I don't recognise your description of a shunt. All the shunts I've ever seen on boats have all the current passing through, and don't have a "high resistance leg". The voltage drop is masured across the whole shunt, not just part of it.

200-50.png
 
Vic, I'm rusty so I'll happily stand corrected, but I don't get that.

First, if there are no consumer loads then there is no current and the shunt (and the voltmeter, labelled as an ammeter) consumes nothing

Second, the 20A in your maths is the current through the circuit, the whole shunt, not the current thru just the high resistance leg of the shunt. It looks to me like your calculation is wrong therefore (though feel free to correct me if I'm wrong, as I said!). The high resistance leg of the shunt (the one you measure volt drop across, to get amps) ...

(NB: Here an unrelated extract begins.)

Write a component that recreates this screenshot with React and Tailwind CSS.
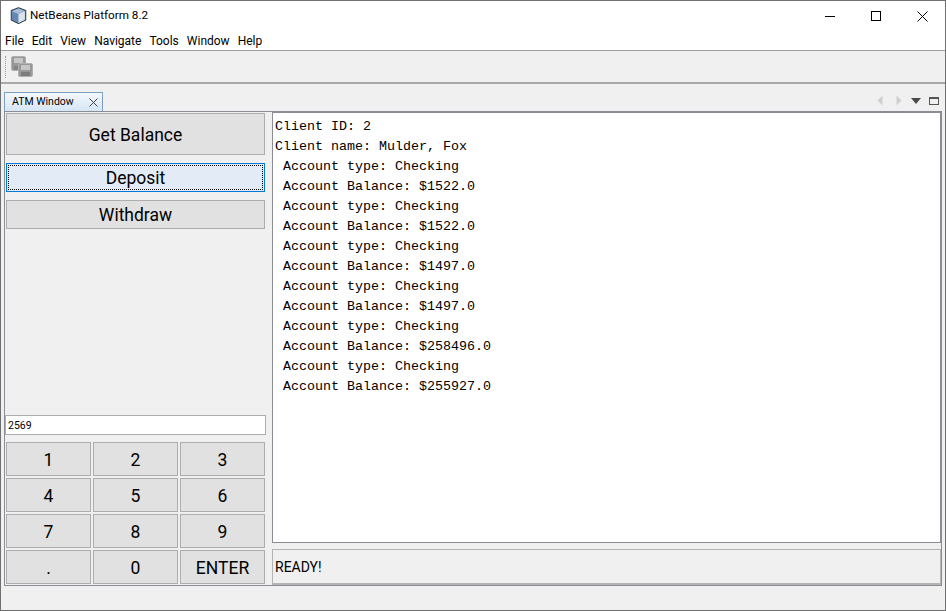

The high resistance thing is the meter, and the low resistance thing is the shunt. They are wired in parallel, so the voltage across them is the same (less a tiny, tiny drop in the wires from shunt to meter). A traditional moving coil meter is typically 1mA full scale deflection, so if you want it to measure 100A you need to arrange for 1mA to go through the meter when 99.999A is going through the shunt, so you need a shunt with a resistance 1/99999 times that of the meter.

In practice, the meter has no effect .... 99999 = 100000 for all practical purposes.